Islam should not idealize itself as the only feasible system able to maintain true democracy, strict adherence to the law and economic justice . . . but rather (play a role) as the inspirational base for a national framework of a democratic society. As such, Islam is not an alternative to other social systems, but a complementary factor among a wide spectrum of other factors in the nation’s life.’56

In regarding Islam as an ‘inspirational base’ Wahid moves towards what Hefner describes as a ‘soft’ version of secularisation. In this, the maintenance of the Islamic faith becomes important less for current material benefits that will profit the individual through religious obedience, but a secularised religious experience that can be understood in a more empirical fashion concerned with universalistic ideals such as human rights and democracy.57 Islam is understood through the process of contextualised ijtihad, where the ‘social teachings of Islam are (to be) reinterpreted in accordance with the demands of a rapid changing society and in response to modernity.’58 That is, the social teaching of Islam is understood through Pancasilan pluralism and tolerance.

In light of this, Wahid holds that proper intellectual discourse regarding the state can only occur when such discussions are directed to those elements within the future state of Indonesian society which are universal in nature, such as democracy and human rights. The voicing of these universal matters represents the degree of the autonomy that exists between the people and the state. Therefore, it would be improper for this function to go under the name of Islam, as that precludes all members of society, with their differing ideological positions, from contributing to the nation’s future.59 What function does this then leave organisations such as NU with? Wahid identifies the role of NU in terms of a pressure group and moral force that seeks to influence the direction of public policies without the direct involvement in the practical politics.60

This sense of wanting to be involved in a constructive manner while standing outside of the political system seems to stem from Wahid’s frustrations with the slow rate of political change throughout the history of the New Order, finding that ‘political restructurization had succeeded in the sense of deideologization, not in the sense of people’s aspirations.’61 Political parties have been created from top and handed down, rather than emerging from grass roots movement. As such, these parties have traditionally failed to articulate the desires of those who they claim to represent. At the same time, he expressed strong concerns over the proliferation of new Islamic parties leading up to this years elections.
 
 

Is Wahid full of contradictions as some charge?62 It may be that the fine line that Wahid attempts to take, comes from the presupposition that religion and culture are independent of each other, while at the same time overlapping in certain spheres. Further, as the understanding of the Qur’an is determined by contextual factors, apparent inconsistencies in a particular position over time, may be traced back factors in society that have undergone change.
 

The way forward
It is widely agreed that there are two kinds of approaches available in the realisation of Muslim aspirations in Indonesian society and state; the structural and cultural approach. The structural approach, which requires the changing of social and political institutions is hard to put into practice, so many Muslim intellectuals take on the cultural approach, seeking to bring about a transformation of social behaviour. What enables intellectuals to successfully conduct this approach is the holding of top leadership positions of Islamic mass organisations. This is, in part what has given the thoughts of both Nurcholish and Wahid such influence in Indonesian society.63 By doing this, they are more able to work outside of the political sphere and in an arena where they can have the maximum effort in educating and strengthening the expanding Muslim middle class, which has in itself, undergone a santri revival.

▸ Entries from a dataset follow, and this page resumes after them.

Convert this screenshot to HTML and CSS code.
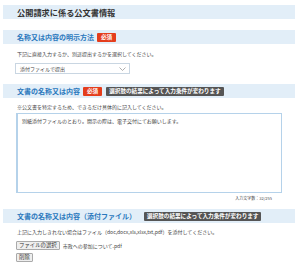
FILE: index.html
```html
<!doctype html>
<html lang="ja">
    <head>
        <meta charset="UTF-8" />
        <meta name="viewport" content="width=device-width, initial-scale=1.0" />
        <title>公開請求に係る公文書情報</title>
        <link rel="stylesheet" href="styles.css">
    </head>
    <body>
        <div class="page">
            <h1 class="title-bar">公開請求に係る公文書情報</h1>

            <section class="field">
                <h2 class="field-head">
                    名称又は内容の明示方法
                    <span class="badge required">必須</span>
                </h2>
                <p class="note">下記に直接入力するか、別途提出するかを選択してください。</p>
                <div class="select">
                    <span>添付ファイルで提出</span>
                    <svg width="7" height="4" viewBox="0 0 7 4">
                        <path d="M0.5 0.5 L3.5 3.5 L6.5 0.5" fill="none" stroke="#999" stroke-width="0.8" />
                    </svg>
                </div>
            </section>

            <section class="field">
                <h2 class="field-head">
                    文書の名称又は内容
                    <span class="badge required">必須</span>
                    <span class="badge cond">選択肢の結果によって入力条件が変わります</span>
                </h2>
                <p class="note">※公文書を特定するため、できるだけ具体的に記入してください。</p>
                <div class="textarea">別紙添付ファイルのとおり。開示の際は、電子交付にてお願いします。</div>
                <div class="counter">入力文字数：32/255</div>
            </section>

            <section class="field attach">
                <h2 class="field-head">
                    文書の名称又は内容（添付ファイル）
                    <span class="badge cond">選択肢の結果によって入力条件が変わります</span>
                </h2>
                <p class="note">上記に入力しきれない場合はファイル（doc,docx,xls,xlsx,txt,pdf）を添付してください。</p>
                <div class="file-row first">
                    <span class="btn">ファイルの選択</span>
                    <span class="file-name">市政への参加について.pdf</span>
                </div>
                <div class="file-row">
                    <span class="btn">削除</span>
                </div>
            </section>
        </div>
    </body>
</html>
```

FILE: styles.css
```css
body {
    margin: 0;
    padding: 0;
    background-color: #fff;
    color: #333;
    font-family: "Noto Sans CJK JP", "Noto Sans", sans-serif;
}

.page {
    padding: 5px 5px 0 3px;
}

.title-bar {
    margin: 0;
    height: 14px;
    line-height: 14px;
    padding-left: 14px;
    background-color: #e2eef8;
    font-size: 8.2px;
    font-weight: bold;
    color: #333;
}

.field {
    margin-top: 11px;
}

.field-head {
    margin: 0;
    height: 14px;
    padding-left: 14px;
    display: flex;
    align-items: center;
    gap: 3px;
    background-color: #e2eef8;
    font-size: 7px;
    font-weight: bold;
    color: #2a78bd;
}

.badge {
    display: inline-block;
    padding: 0 3px;
    height: 9px;
    line-height: 9px;
    font-size: 5.6px;
    font-weight: bold;
    color: #fff;
    border-radius: 1px;
}

.badge.required {
    background-color: #e43d1c;
    padding: 0 4px;
}

.badge.cond {
    background-color: #555;
    margin-left: 1px;
}

.field.attach .badge.cond {
    margin-left: 5px;
}

.note {
    margin: 6px 0 0 14px;
    font-size: 5px;
    line-height: 8px;
    color: #444;
}

.select {
    margin: 5px 0 0 12px;
    width: 106px;
    height: 9px;
    padding: 0 3px 0 4px;
    border: 1px solid #c9d6e2;
    display: flex;
    align-items: center;
    justify-content: space-between;
    font-size: 5px;
    color: #444;
}

.field + .field {
    margin-top: 10px;
}

.field + .field .note {
    margin-top: 5px;
}

.textarea {
    margin: 2px 13px 0 13px;
    height: 72px;
    padding: 3px 4px;
    border: 1px solid #b5d2ea;
    border-left-width: 2px;
    font-size: 5px;
    line-height: 8px;
    color: #444;
}

.counter {
    margin-top: 2px;
    padding-right: 23px;
    text-align: right;
    font-size: 4px;
    line-height: 6px;
    color: #444;
}

.field.attach {
    margin-top: 8px;
}

.file-row {
    margin: 3px 0 0 13px;
    display: flex;
    align-items: center;
    gap: 3px;
    font-size: 5px;
    color: #444;
}

.file-row.first {
    margin-top: 5px;
}

.btn {
    display: inline-block;
    padding: 0 2px;
    height: 7px;
    line-height: 7px;
    font-size: 5.4px;
    background-color: #eee;
    border: 1px solid #aaa;
    border-radius: 1px;
    color: #333;
}
```
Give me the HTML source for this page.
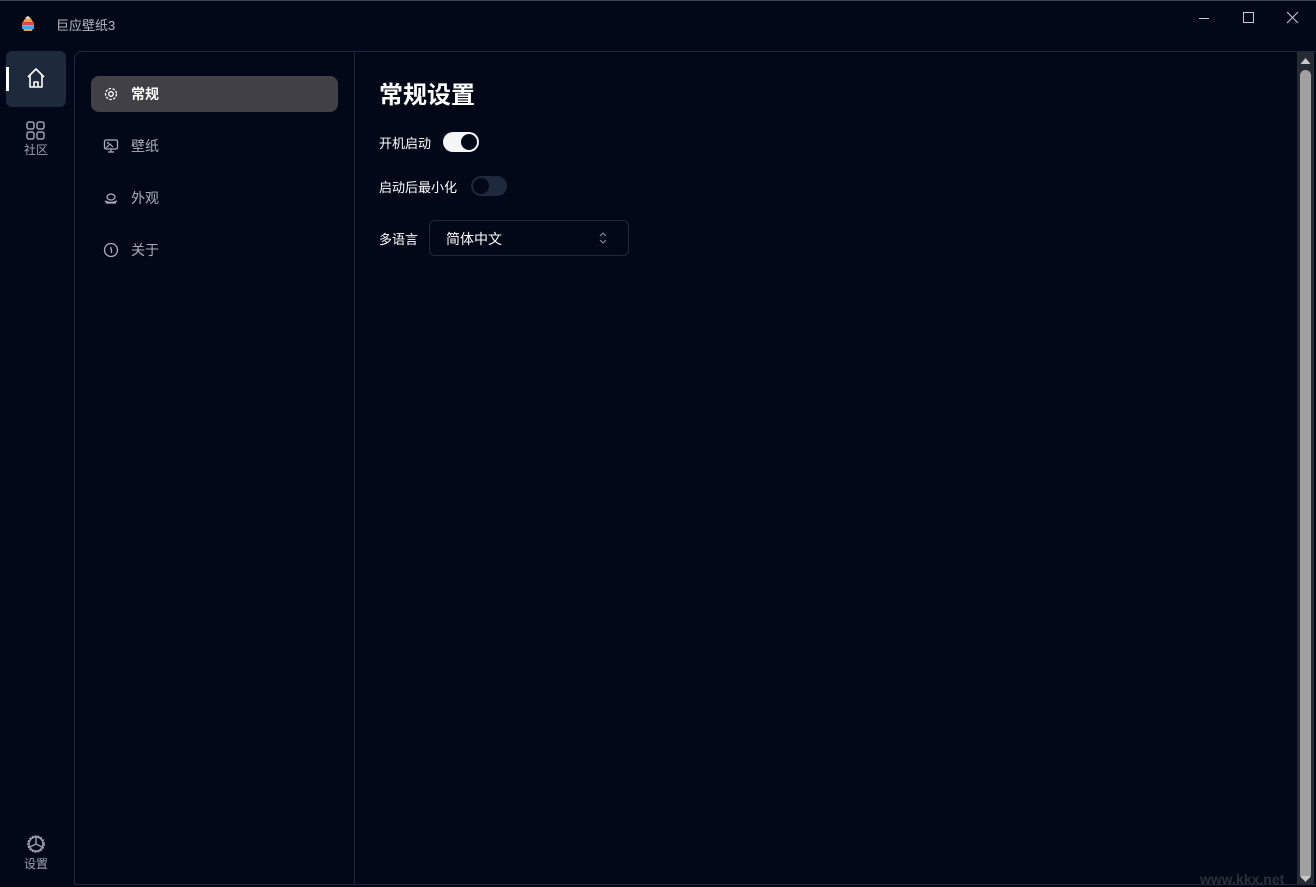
<!DOCTYPE html>
<html><head><meta charset="utf-8"><style>
*{margin:0;padding:0;box-sizing:border-box}
body{width:1316px;height:887px;background:#020817;font-family:"Liberation Sans","Noto Sans CJK SC",sans-serif;color:#e5e7eb;position:relative;overflow:hidden}
.abs{position:absolute}
.title{left:56px;top:15px;font-size:13px;color:#b8bcc6}
.panel{left:74px;top:51px;width:1250px;height:834px;border:1px solid #1e293b;border-radius:8px 0 0 0}
.div{left:354px;top:52px;width:1px;height:832px;background:#1e293b}
.nav{left:91px;width:247px;height:36px;border-radius:8px;font-size:14px;color:#aab0bb}
.nav span{position:absolute;left:40px;top:8px}
.nav svg{position:absolute;left:12px;top:10px}
.sw{width:36px;height:20px;border-radius:10px}
</style></head><body>
<div class="abs" style="left:0;top:0;width:1316px;height:1px;background:#3a4556"></div>
<svg class="abs" style="left:19px;top:15px" width="18" height="18" viewBox="0 0 18 18"><path d="M9 1 L13 5 L15 10 L13 16 L5 16 L3 10 L5 5Z" fill="#f0a040"/><rect x="3" y="7" width="12" height="3" fill="#e04060"/><rect x="3" y="11" width="12" height="3" fill="#30b0e0"/><path d="M6 3 L9 1 L12 4Z" fill="#f5f0e0"/></svg>
<div class="abs title">巨应壁纸3</div>
<svg class="abs" style="left:1197px;top:11px" width="110" height="14"><line x1="2" y1="7.5" x2="12" y2="7.5" stroke="#c8cbd2"/><rect x="46.5" y="1.5" width="10" height="10" fill="none" stroke="#c8cbd2"/><path d="M90 1 L101 12 M101 1 L90 12" stroke="#c8cbd2"/></svg>
<div class="abs" style="left:6px;top:51px;width:60px;height:56px;background:#1e293b;border-radius:6px"></div>
<div class="abs" style="left:6px;top:67px;width:3px;height:24px;background:#fff"></div>
<svg class="abs" style="left:25px;top:67px" width="22" height="22" viewBox="0 0 22 22"><path d="M3 10 L11 2 L19 10 M5 8 V20 H17 V8 M9 20 V15 H13 V20" fill="none" stroke="#fff" stroke-width="1.6" stroke-linejoin="round"/></svg>
<svg class="abs" style="left:26px;top:121px" width="20" height="19"><g fill="none" stroke="#9aa3b2" stroke-width="1.5"><rect x="1" y="1" width="7" height="7" rx="2"/><rect x="11" y="1" width="7" height="7" rx="2"/><rect x="1" y="11" width="7" height="7" rx="2"/><rect x="11" y="11" width="7" height="7" rx="2"/></g></svg>
<div class="abs" style="left:24px;top:141px;font-size:12px;color:#9aa3b2">社区</div>
<svg class="abs" style="left:26px;top:834px" width="20" height="20" viewBox="0 0 20 20"><circle cx="10" cy="10" r="8" fill="none" stroke="#9aa3b2" stroke-width="1.6" stroke-dasharray="2 1"/><circle cx="10" cy="10" r="7" fill="none" stroke="#9aa3b2" stroke-width="1.4"/><path d="M10 10 V3 M10 10 L16 13 M10 10 L4 13" stroke="#9aa3b2" stroke-width="1.4"/></svg>
<div class="abs" style="left:24px;top:855px;font-size:12px;color:#9aa3b2">设置</div>
<div class="abs panel"></div>
<div class="abs div"></div>
<div class="abs nav" style="top:76px;background:#404046;color:#fff"><svg width="16" height="16" viewBox="0 0 16 16"><circle cx="8" cy="8" r="2.3" fill="none" stroke="#fff" stroke-width="1.3"/><circle cx="8" cy="8" r="5.5" fill="none" stroke="#fff" stroke-width="1.3" stroke-dasharray="2.5 1.4"/></svg><span style="font-weight:bold">常规</span></div>
<div class="abs nav" style="top:128px"><svg width="16" height="16" viewBox="0 0 16 16"><rect x="1.5" y="2" width="13" height="9" rx="1.5" fill="none" stroke="#aab0bb" stroke-width="1.3"/><path d="M8 11 V14 M5 14 H11 M3 10 L7 6 L10 9" fill="none" stroke="#aab0bb" stroke-width="1.2"/><circle cx="5" cy="5" r="1" fill="#aab0bb"/></svg><span>壁纸</span></div>
<div class="abs nav" style="top:180px"><svg width="16" height="16" viewBox="0 0 16 16"><ellipse cx="8" cy="7" rx="4" ry="3" fill="none" stroke="#aab0bb" stroke-width="1.3"/><path d="M2 11 Q8 14 14 11 M3 13 H13" fill="none" stroke="#aab0bb" stroke-width="1.3"/></svg><span>外观</span></div>
<div class="abs nav" style="top:232px"><svg width="16" height="16" viewBox="0 0 16 16"><circle cx="8" cy="8" r="6.5" fill="none" stroke="#aab0bb" stroke-width="1.3"/><path d="M7.5 5 L8.5 8 V11" fill="none" stroke="#aab0bb" stroke-width="1.3"/></svg><span>关于</span></div>
<div class="abs" style="left:379px;top:75px;font-size:24px;font-weight:bold;color:#fff">常规设置</div>
<div class="abs" style="left:379px;top:133px;font-size:13px;color:#fff">开机启动</div>
<div class="abs sw" style="left:443px;top:132px;background:#f5f5f7"><div class="abs" style="left:18px;top:2px;width:16px;height:16px;border-radius:8px;background:#020817"></div></div>
<div class="abs" style="left:379px;top:177px;font-size:13px;color:#fff">启动后最小化</div>
<div class="abs sw" style="left:471px;top:176px;background:#1e293b"><div class="abs" style="left:2px;top:2px;width:16px;height:16px;border-radius:8px;background:#020817"></div></div>
<div class="abs" style="left:379px;top:229px;font-size:13px;color:#fff">多语言</div>
<div class="abs" style="left:429px;top:220px;width:200px;height:36px;border:1px solid #1e293b;border-radius:6px"><span class="abs" style="left:16px;top:8px;font-size:14px;color:#fff">简体中文</span><svg class="abs" style="left:169px;top:11px" width="8" height="12"><path d="M1 4 L4 1 L7 4 M1 8 L4 11 L7 8" fill="none" stroke="#8891a0"/></svg></div>
<div class="abs" style="left:1297px;top:52px;width:17px;height:832px;background:#262a33"></div>
<svg class="abs" style="left:1299px;top:56px" width="13" height="830"><path d="M1.5 8 L6.5 2 L11.5 8Z" fill="#c8c8c8"/><rect x="1" y="14" width="11" height="810" rx="5.5" fill="#a0a0a0"/><path d="M1.5 816 L6.5 822 L11.5 816Z" fill="#c8c8c8" transform="translate(0,4)"/></svg>
<div class="abs" style="left:1200px;top:871px;font-size:14px;font-weight:bold;color:#2a2f3a">www.kkx.net</div>
</body></html>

There is also a belief that success in the New Order is best achieved by working within and alongside the government.64 The formation of ICMI in 1990 was interpreted by some as representative of a new relaxation towards political Islam, though this apparent softening by Soeharto can, even when taking into account his personal religious renewal, be linked to tensions between Suharto and sections of the military connected to a Christian general in 1989. While it is accepted that formation has allowed Muslim intellectuals and activists unprecedented freedoms in the public airing of their views and concerns,65 there have been instances where the military has stopped such forums occurring despite the ICMI nature of the meetings. Soeharto's appointment to the ICMI’s chairmanship, B.J. Habibie has enjoyed a degree of goodwill from the Islamic community. This has been aided by the way in which he has taken on issues such as the marginalisation of Muslims in Indonesian economic life,66 and permitted frank discussion on areas that could be considered uncomplimentary to the government, such as the vexed issue of human rights.67 Did Habibie use ICMI as a stepping stone to power? Certainly pre-ICMI he did not have the mass support that has often been a pre requisite in the perusal of high political ambition. While the ICMI made this possible, it was often viewed by people such as Wahid as a tool of Soeharto for broadening the legitimacy of his rule.68 It is noteworthy that Habibie received support from people such as Nurcholish and current presidential candidate Amien Rais, and is viewed by many as Indonesia’s Islamic president.69

One concern has often been that Islamic neo-modernist thinkers tended to be way ahead of the communities they were supposedly representing. Modernist thinker, Moeslim Abdurrahman writing in 1993 stated that;

‘Nurcholish’s movement is one of ideas, even though it is true that ideas have their own legs, a mechanism is also needed that can more effectively put the legs in motion.’70

We could add to this criticism the charge that Nurcholish tends to focus on the elite hoping for a trickle down effect of ideas and attitudes which are capable of bringing about social change.71 On Wahid, Abdurrahman finds that he;

‘represents a movement for the transformation of the umat, the problem is that there is not yet a social machine that understands and can be used effectively in support of his concepts.’72
 
 

I find it difficult to fully understand Wahid. Indonesia Political Watch describes him as ‘the most influential, enigmatic, fascinating and yet also vulnerable political player’ who seems to be ‘full of contradictions and too willing to compromise.’73 Even through the charge is not meant in any negative manner, it does not quite seem to fit. If Wahid was an easily compromising contradictory figure, then it is doubtful that he would have had not only the power or the strength to maintain his NU chairmanship given the anti-Wahid forces come election times, but the ability to lead NU to the stage where it is now able to actively engage in the process of reform in both areas religious, and political and civil society. It could just be that we tend to view Wahid from the wrong way. Benedict Anderson raises the possibility that religious people may use politics for religious ends, rather than religion for political ends as we tend to assume.74 This could explain some of the apparent inconsistencies in his behaviour. Instead of assuming that political power is the final goal, we should think that perhaps that the goals of religious autonomy and religious reformation are Wahid’s ultimate concern. Even if this is not strictly true, then it may serve to demonstrate that the truth is somewhere in between.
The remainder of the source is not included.